Stated problem:
Identify the lines that contain the word "this", then copy them.

--- Start Source excerpt ---

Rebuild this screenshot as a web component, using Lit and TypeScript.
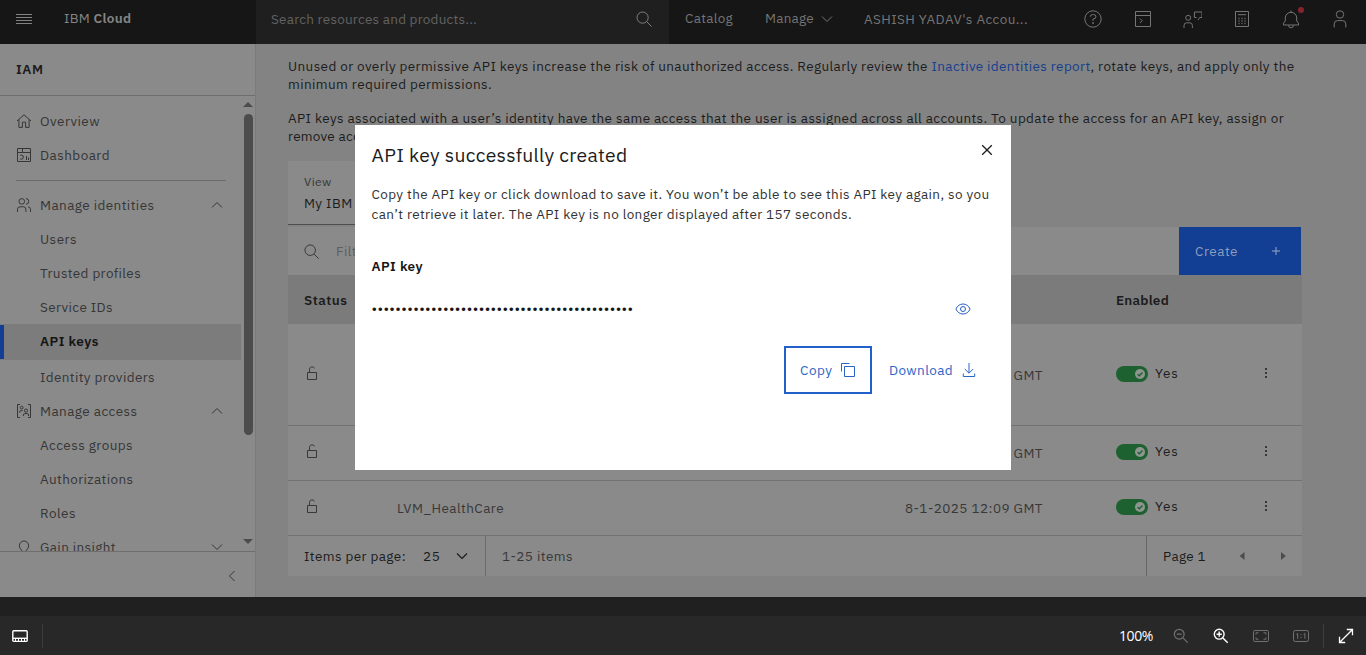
import { LitElement, html, svg, css, nothing } from "lit";
import { customElement, property } from "lit/decorators.js";

/** Inline label whose tracking is adjusted so the text spans a given width. */
@customElement("fit-text")
class FitText extends LitElement {
  @property() text = "";
  @property({ type: Number }) w = 0;
  static styles = css`
    :host { display: inline-block; white-space: pre; }
  `;
  firstUpdated() {
    const span = this.renderRoot.querySelector("span")!;
    const natural = span.getBoundingClientRect().width;
    const n = [...this.text].length;
    if (this.w) span.style.letterSpacing = `${((this.w - natural) / n).toFixed(4)}px`;
  }
  render() {
    return html`<span>${this.text}</span>`;
  }
}

const t = (text: string, w: number, cls = "") =>
  html`<fit-text class=${cls} .text=${text} .w=${w}></fit-text>`;

const shapes: Record<string, unknown> = {
  menu: svg`<path d="M0 2.5h16M0 5.5h16M0 8.5h16M0 11.5h16" />`,
  search: svg`<circle cx="6.6" cy="6.6" r="5.6"/><path d="M10.7 10.7L15.6 15.6"/>`,
  down: svg`<path d="M3 5.5l5 5 5-5"/>`,
  up: svg`<path d="M3 10.5l5-5 5 5"/>`,
  left: svg`<path d="M10.5 3l-5 5 5 5"/>`,
  close: svg`<path d="M3.2 3.2l9.6 9.6M12.8 3.2L3.2 12.8"/>`,
  plus: svg`<path d="M8 4v8M4 8h8"/>`,
  help: svg`<circle cx="10" cy="10" r="8.2"/><path d="M7.4 8V7.4A1.9 1.9 0 0 1 9.3 5.6h1.5a1.9 1.9 0 0 1 0 4.2H10v2"/><circle cx="10" cy="14" r=".5" fill="currentColor"/>`,
  shell: svg`<path d="M2.5 2.5h15v15h-15zM2.5 6.5h15M7 9.5l2.2 2.2L7 13.9"/>`,
  feedback: svg`<circle cx="6.2" cy="8.8" r="2.5"/><path d="M2 19v-2.500a2.700 2.700 0 0 1 2.700-2.700h3a2.700 2.700 0 0 1 2.700 2.700V19M14.500 8.500h-2.100v-5.500h7.600v5.500h-2.300l-1.700 2.600"/>`,
  calc: svg`<path d="M3.500 2.500h13v15h-13zM6 5.700h8"/><path d="M6.500 9.500h1M9.500 9.500h1M12.500 9.500h1M6.500 12h1M9.500 12h1M12.500 12h1M6.500 14.500h1M9.500 14.500h1M12.500 14.500h1" stroke-width="1.300"/>`,
  bell: svg`<path d="M10 1.500v2M2.500 16h15v-1.800L15.700 12V9a5.700 5.700 0 0 0-11.400 0v3l-1.800 2.200zM7.600 16v.4a2.400 2.400 0 0 0 4.800 0V16"/>`,
  user: svg`<circle cx="10" cy="5.500" r="3.700"/><path d="M4.200 18.500V15a3.400 3.400 0 0 1 3.400-3.400h4.800a3.400 3.400 0 0 1 3.400 3.400v3.500"/>`,
  home: svg`<path d="M1 8l7-6.200L15 8M2.900 6.500v7.900h3.500V9.200h3.200v5.200h3.500V6.500"/>`,
  dash: svg`<path d="M1.500 1.500h13v13h-13zM1.500 5.500h13M6.500 1.500v4M10.500 9v4M12.500 10.500V13M4 8.200h1.500a1.900 1.900 0 0 1 0 3.900H4.200"/>`,
  users: svg`<circle cx="5.800" cy="4.400" r="2.800"/><path d="M1.500 15v-2.700a2.500 2.500 0 0 1 2.500-2.500h3.400a2.500 2.500 0 0 1 2.500 2.500V15M10 1.600a2.800 2.800 0 0 1 0 5.600M12 9.800a2.600 2.600 0 0 1 2.500 2.500V15"/>`,
  access: svg`<path d="M4 1.500H1.500v13H4M12 1.500h2.500v13H12"/><circle cx="5.700" cy="4.600" r="1.400"/><path d="M3.600 9.700V8.900a1.200 1.200 0 0 1 1.200-1.200h1.700"/><circle cx="10" cy="7.600" r="1.600"/><path d="M7.400 13v-1a1.400 1.400 0 0 1 1.400-1.400h2.400a1.400 1.400 0 0 1 1.400 1.400v1"/>`,
  idea: svg`<path d="M5.700 12.300V11.200C4.300 9.900 3.400 8.700 3.400 6.600a4.600 4.600 0 0 1 9.200 0c0 2.100-.9 3.300-2.300 4.600v1.100M6 14h4"/>`,
  lock: svg`<path d="M3.500 7.500h9v7h-9zM5.500 7.500V4.200a2.600 2.600 0 0 1 5-.8"/>`,
  kebab: svg`<path d="M7 3h2v2H7zM7 7h2v2H7zM7 11h2v2H7z" fill="currentColor" stroke="none"/>`,
  caretL: svg`<path d="M10.500 4v8L5.700 8z" fill="currentColor" stroke="none"/>`,
  caretR: svg`<path d="M6 4v8l4.800-4z" fill="currentColor" stroke="none"/>`,
  eye: svg`<path d="M.9 8C2.300 4.800 4.900 3 8 3s5.700 1.800 7.100 5c-1.400 3.200-4 5-7.100 5S2.300 11.200.9 8z"/><circle cx="8" cy="8" r="2.500"/>`,
  copy: svg`<path d="M4.500 4.500h10v10h-10zM1.500 9.500v-8h8"/>`,
  download: svg`<path d="M8 1v10M3.800 7L8 11.200 12.200 7M2.300 11.500v3h11.400v-3"/>`,
  film: svg`<rect x=".8" y="2.800" width="14.400" height="10.600" rx="1"/><path d="M1 10.300h14"/><path d="M3.500 10.500v3M6.500 10.500v3M9.500 10.500v3M12.500 10.500v3" stroke-width="1"/>`,
  zoomOut: svg`<circle cx="6.200" cy="6.200" r="4.900"/><path d="M9.900 9.900l4.800 4.800M3.800 6.200h4.800"/>`,
  zoomIn: svg`<circle cx="6.200" cy="6.200" r="4.900"/><path d="M9.900 9.900l4.800 4.800M3.600 6.200h5.200M6.200 3.600v5.200"/>`,
  fit: svg`<rect x=".5" y="2.500" width="15" height="11" rx="1.200"/><path d="M3 6.500V4.800h2.500M10.500 4.800H13v1.700M13 9.500v1.700h-2.500M5.500 11.200H3V9.500"/>`,
  actual: svg`<rect x=".5" y="2.500" width="15" height="11" rx="1.800"/><path d="M3.400 6.300l1.300-.8v5.200M10.600 6.300l1.300-.8v5.200"/><path d="M7.500 6.200h1v1h-1zM7.500 9h1v1h-1z" fill="currentColor" stroke="none"/>`,
  expand: svg`<path d="M2 14L14.300 1.700M8.800 1.500h5.700v5.700M1.500 8.800v5.700h5.700"/>`,
};
const icon = (name: string, size = 16, cls = "", sw = 1, box = size === 20 ? 20 : 16) =>
  html`<svg class="ic ${cls}" width=${size} height=${size} viewBox="0 0 ${box} ${box}" fill="none" stroke="currentColor" stroke-width=${sw}>${shapes[name]}</svg>`;

type Nav = { label: string; w: number; icon?: string; chev?: string; active?: boolean };
const top: Nav[] = [
  { label: "Overview", w: 60, icon: "home" },
  { label: "Dashboard", w: 70, icon: "dash" },
];
const groups: Nav[] = [
  { label: "Manage identities", w: 114.5, icon: "users", chev: "up" },
  { label: "Users", w: 37 },
  { label: "Trusted profiles", w: 101 },
  { label: "Service IDs", w: 73 },
  { label: "API keys", w: 59, active: true },
  { label: "Identity providers", w: 115 },
  { label: "Manage access", w: 97.5, icon: "access", chev: "up" },
  { label: "Access groups", w: 93 },
  { label: "Authorizations", w: 93.5 },
  { label: "Roles", w: 36 },
  { label: "Gain insight", w: 76, icon: "idea", chev: "down" },
];
const rows = ["Healthcare_API", "LVM_Service", "LVM_HealthCare"];

@customElement("app-root")
class AppRoot extends LitElement {
  static styles = css`
    :host { display: block; width: 1366px; height: 655px; overflow: hidden; position: relative;
      font-family: "IBM Plex Sans", "Noto Sans", sans-serif; font-size: 13.5px; line-height: 18px; color: #1c1c1c; background: #202020; }
    * { box-sizing: border-box; }
    .ic { display: block; flex: none; }
    .page { height: 597px; display: flex; flex-direction: column; background: #838383; }
    .top { height: 44px; flex: none; display: flex; background: #161616; color: #757575; }
    .brand { width: 256px; display: flex; padding: 10px 0 0 16px; line-height: 17px; }
    .brand .ic { margin: 2px 32px 0 0; color: #828282; }
    .brand b { font-weight: 600; }
    .brand fit-text { color: #858585; }
    .find { width: 413px; background: #1f1f1f; padding: 10px 17px 0 15px; display: flex; justify-content: space-between; color: #626262; }
    .find .ic { color: #808080; margin-top: 1px; }
    .links { flex: 1; display: flex; padding: 9px 0 0 16px; }
    .links .acct { margin: 1px 0 0 29px; }
    .links .ic { margin: 2px 0 0 5px; }
    .mng { margin-left: 32px; }
    .tools { width: 292px; display: grid; grid-template-columns: 50px 49px 50px 49px 49px 20px; padding: 9px 0 0 9px; }
    .bellbox { position: relative; width: 20px; }
    .dot { position: absolute; right: -3px; top: -2px; width: 6px; height: 6px; border-radius: 50%; background: #84252b; }
    .body { flex: 1; display: flex; min-height: 0; }
    .side { width: 256px; background: #8a8a8a; border-right: 1px solid #7a7a7a; display: flex; flex-direction: column; color: #363636; }
    .sidehead { height: 52px; flex: none; border-bottom: 1px solid #6e6e6e; padding: 16px; font-weight: 600; color: #1c1c1c; }
    .navwrap { flex: 1; min-height: 0; display: flex; overflow: hidden; }
    .nav { width: 241px; padding-top: 8px; }
    .row { height: 34px; display: flex; align-items: center; padding: 0 16px; }
    .row .slot { width: 24px; flex: none; }
    .row .chev { margin-left: auto; }
    .row.active { height: 36px; background: #7c7c7c; color: #141414; font-weight: 600; padding-left: 0; }
    .row.active .bar { width: 4px; height: 34px; background: #123f94; margin-right: 36px; }
    .row.active fit-text { margin-bottom: 2px; }
    .sep { height: 1px; background: #6c6c6c; margin: 8px 15px 7px 16px; }
    .scroll { width: 14px; display: flex; flex-direction: column; align-items: center; padding: 6px 0 7px; }
    .tri { border: 5px solid transparent; border-top: 0; border-bottom: 5px solid #4c4c4c; }
    .tri.d { border-top: 5px solid #4c4c4c; border-bottom: 0; margin-top: auto; }
    .thumb { width: 9px; height: 321px; border-radius: 5px; background: #4c4c4c; margin-top: 7px; }
    .sidefoot { height: 46px; flex: none; border-top: 1px solid #6e6e6e; display: flex; justify-content: flex-end; align-items: center; padding: 2px 15px 0 0; }
    .main { flex: 1; padding: 13px 64px 0 32px; display: flex; flex-direction: column; }
    .para { height: 36px; margin-bottom: 16px; white-space: nowrap; flex: none; }
    .line { display: flex; height: 18px; }
    .link { color: #163f8f; }
    .view { width: 300px; height: 64px; flex: none; background: #8a8a8a; border-bottom: 1px solid #4e4e4e; padding: 12px 16px; margin-bottom: 2px; }
    .view small { display: block; font-size: 12px; height: 21px; color: #363636; }
    .bar2 { height: 48px; background: #8a8a8a; display: flex; align-items: center; padding-left: 16px; margin-right: 1px; flex: none; color: #5f5f5f; }
    .bar2 .ic { color: #333; margin-right: 17px; }
    .create { margin-left: auto; width: 122px; height: 48px; background: #123f94; color: #8d9dbd; display: flex; align-items: center; justify-content: space-between; padding: 0 17px 0 16px; }
    .create .ic { margin: 0; color: #98a6c4; }
    .grid { display: grid; grid-template-columns: 93px 508px 211px 142px 60px; align-items: center; background: #8a8a8a; padding-left: 16px; border-bottom: 1px solid #727272; height: 55px; color: #383838; flex: none; width: 1014px; }
    .grid fit-text, .grid .ic { display: block; }
    .grid.head { height: 49px; background: #7b7b7b; border: 0; font-weight: 600; color: #1c1c1c; }
    .grid.tall { height: 102px; }
    .up3 { margin-bottom: 5px; }
    .tall .up3 { margin-bottom: 3px; }
    .sw { display: flex; align-items: center; color: #1e1e1e; margin-bottom: 2px; }
    .sw fit-text { margin: -3px 0 0 7px; }
    .tall .sw fit-text { margin-top: -1px; }
    .toggle { width: 32px; height: 16px; border-radius: 8px; background: #1d6130; display: flex; justify-content: flex-end; padding: 3px; }
    .knob { width: 10px; height: 10px; border-radius: 50%; background: #8e958f; display: flex; }
    .pager { width: 1014px; height: 40px; flex: none; background: #8a8a8a; display: flex; line-height: 40px; padding-left: 16px; }
    .pager .ic { margin-top: 12px; }
    .per { width: 182px; display: flex; border-right: 1px solid #6c6c6c; }
    .per .n { margin-left: 17px; }
    .per .ic { margin-left: 13px; }
    .cnt { color: #383838; flex: 1; padding-left: 16px; }
    .pg { width: 156px; border-left: 1px solid #666; padding-left: 16px; display: flex; }
    .pg .ic { color: #4b4b4b; margin-left: 28px; }
    .pg .ic + .ic { margin-left: 25px; }

    .modal { position: absolute; left: 355px; top: 125px; width: 656px; height: 345px; background: #fff; padding: 16px 16px 0 16.5px; color: #323232; }
    .mhead { display: flex; justify-content: space-between; height: 43px; color: #1c1c1c; }
    .mhead .title { font-size: 19.3px; line-height: 28px; }
    .mhead .ic { margin-top: 1px; }
    .mtext { line-height: 20px; height: 40px; }
    .mtext fit-text { display: block; }
    .mlabel { font-weight: 600; color: #161616; margin-top: 33px; height: 18px; }
    .secret { display: flex; justify-content: space-between; align-items: center; height: 20px; margin-top: 24px; padding-right: 24px; color: #2460c4; }
    .secret fit-text { color: #161616; font-size: 14px; }
    .acts { display: flex; justify-content: flex-end; margin-top: 27px; padding-right: 18px; color: #2a65c8; }
    .btn { height: 48px; display: flex; align-items: center; }
    .btn .ic { margin-left: 8px; }
    .btn.focus { width: 88px; border: 2px solid #2460cc; padding-left: 14px; margin-right: 17px; }
    .btn.focus .ic { margin-left: 7px; }

    .view-bar { height: 58px; border-top: 19px solid #202020; background: #282828; display: flex; align-items: center; color: #fff; padding: 1px 12px 0; }
    .view-bar .vs { width: 1px; height: 24px; background: #3e3e3e; margin-left: 14px; }
    .view-bar .right { margin-left: auto; display: flex; align-items: center; font-family: "Open Sans", sans-serif; font-size: 14px; }
    .view-bar .right .ic { margin-left: 24px; }
    .view-bar .right .ic.first { margin-left: 20px; }
    .view-bar .dim { color: #717171; }
    .view-bar .right .vs { margin-left: 14px; }
    .view-bar .right .vs + .ic { margin-left: 14px; }
  `;

  nav(i: Nav) {
    return html`<div class="row ${i.active ? "active" : ""}">
      ${i.active ? html`<div class="bar"></div>` : html`<div class="slot">${i.icon ? icon(i.icon) : nothing}</div>`}
      ${t(i.label, i.w)}${i.chev ? icon(i.chev, 16, "chev") : nothing}
    </div>`;
  }

  render() {
    return html`
      <div class="page">
        <header class="top">
          <div class="brand">${icon("menu")}${t("IBM ", 29.5)}<b>${t("Cloud", 38)}</b></div>
          <div class="find">${t("Search resources and products...", 206)}${icon("search")}</div>
          <div class="links">${t("Catalog", 48)}<span class="mng">${t("Manage", 49)}</span>${icon("down")}${t("ASHISH YADAV's Accou...", 164, "acct")}</div>
          <div class="tools">
            ${icon("help", 20)}${icon("shell", 20)}${icon("feedback", 20)}${icon("calc", 20)}
            <div class="bellbox">${icon("bell", 20)}<i class="dot"></i></div>${icon("user", 20)}
          </div>
        </header>
        <div class="body">
          <aside class="side">
            <div class="sidehead">${t("IAM", 27.5)}</div>
            <div class="navwrap">
              <nav class="nav">${top.map((i) => this.nav(i))}<div class="sep"></div>${groups.map((i) => this.nav(i))}</nav>
              <div class="scroll"><i class="tri"></i><i class="thumb"></i><i class="tri d"></i></div>
            </div>
            <div class="sidefoot">${icon("left")}</div>
          </aside>
          <main class="main">
            <div class="para">
              <div class="line">${t("Unused or overly permissive API keys increase the risk of unauthorized access. Regularly review the ", 643.5)}${t("Inactive identities report", 159, "link")}${t(", rotate keys, and apply only the", 204)}</div>
              <div class="line">${t("minimum required permissions.", 204)}</div>
            </div>
            <div class="para">
              <div class="line">${t("API keys associated with a user’s identity have the same access that the user is assigned across all accounts. To update the access for an API key, assign or", 996)}</div>
              <div class="line">${t("remove access.", 97)}</div>
            </div>
            <div class="view"><small>${t("View", 27.5)}</small>${t("My IBM", 48.5)}</div>
            <div class="bar2">${icon("search", 15)}${t("Filter", 34)}
              <div class="create">${t("Create", 43)}${icon("plus")}</div></div>
            <div class="grid head">${t("Status", 43.5)}<span></span><span></span>${t("Enabled", 53)}</div>
            ${rows.map((name, i) => html`<div class="grid ${i === 0 ? "tall" : ""}">
              <div class="up3">${icon("lock")}</div>
              ${t(name, i === 2 ? 107 : 0)}
              ${t("8-1-2025 12:09 GMT", 138)}
              <div class="sw"><div class="toggle"><div class="knob"><svg width="10" height="10" viewBox="0 0 10 10" fill="none" stroke="#1d6130" stroke-width="1.400"><path d="M2.600 5.200l1.700 1.600 3.200-3.400"/></svg></div></div>${t("Yes", 23.5)}</div>
              <div class="up3">${icon("kebab")}</div></div>`)}
            <div class="pager">
              <div class="per">${t("Items per page:", 102)}${t("25", 17.5, "n")}${icon("down", 16, "", 1.2)}</div>
              <div class="cnt">${t("1-25 items", 71)}</div>
              <div class="pg">${t("Page 1", 43)}${icon("caretL")}${icon("caretR")}</div>
            </div>
          </main>
        </div>
      </div>
      <footer class="view-bar">
        ${icon("film", 16, "", 1.4)}<i class="vs"></i>
        <div class="right">${t("100%", 34)}${icon("zoomOut", 16, "first dim", 1.2)}${icon("zoomIn", 16, "", 1.4)}${icon("fit", 16, "dim")}${icon("actual", 16, "dim")}<i class="vs"></i>${icon("expand", 16, "", 1.3)}</div>
      </footer>
      <section class="modal">
        <div class="mhead">${t("API key successfully created", 256, "title")}${icon("close", 16, "", 1.3)}</div>
        <div class="mtext">
          ${t("Copy the API key or click download to save it. You won’t be able to see this API key again, so you", 618)}
          ${t("can’t retrieve it later. The API key is no longer displayed after 157 seconds.", 480.5)}
        </div>
        <div class="mlabel">${t("API key", 51.5)}</div>
        <div class="secret">${t("•".repeat(44), 262)}${icon("eye")}</div>
        <div class="acts">
          <div class="btn focus">${t("Copy", 32.5)}${icon("copy")}</div>
          <div class="btn">${t("Download", 64)}${icon("download")}</div>
        </div>
      </section>`;
  }
}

--- End Source excerpt ---

The output:
Rebuild this screenshot as a web component, using Lit and TypeScript.
    const span = this.renderRoot.querySelector("span")!;
    const n = [...this.text].length;
    if (this.w) span.style.letterSpacing = `${((this.w - natural) / n).toFixed(4)}px`;
    return html`<span>${this.text}</span>`;
              <nav class="nav">${top.map((i) => this.nav(i))}<div class="sep"></div>${groups.map((i) => this.nav(i))}</nav>
          ${t("Copy the API key or click download to save it. You won’t be able to see this API key again, so you", 618)}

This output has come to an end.